The process by which the courts oversee the decisions of the government, ministers and other public bodies is known as judicial review. Lord Denning, one of the great English judges of the twentieth century, used to say: “Be you ever so high, the law is above you.”

This does not mean there is an automatic right to challenge a decision that a complainant does not like. Rather, judicial reviews are concerned with questions such as:

  • whether ministers are acting within the scope of the powers given to them
  • whether the process leading to a decision was procedurally fair
  • whether a decision-maker has interpreted the law correctly
  • whether a decision is supported by evidence
  • whether a decision is rational.

Even when ministers are given a discretion to make a decision, they still have to act properly. For example, before decisions are made, a party may have what is known as a legitimate expectation that they will be consulted. The process of consultation must be fair, and the decision-maker must not have made a final decision before the consultation takes place. It can be difficult to satisfy a judge that a decision a complainant does not like is irrational. Generally, such a decision must be so unreasonable that no reasonable decision-maker could properly have made it.

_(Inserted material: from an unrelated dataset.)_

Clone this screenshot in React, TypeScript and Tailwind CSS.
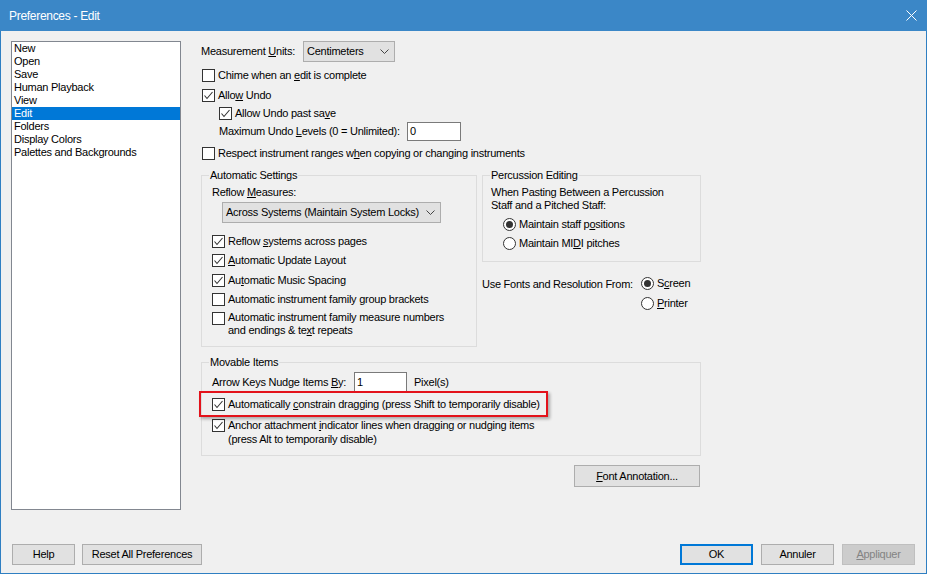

The High Court rules include a protocol for Judicial Review cases. Before court proceedings are started, the complainant is expected to send a formal letter to the decision-maker, setting out the grounds of challenge. If the decision-maker does not back down, a judicial review claim has to be lodged in the High Court promptly – and in any event within three months.

Once papers are lodged, a judge will decide whether the claimant has an arguable case. If so, permission will be given for the case to go forward to a full hearing. As recent months have shown, a judicial review is used to decide some of the most momentous issues of our time.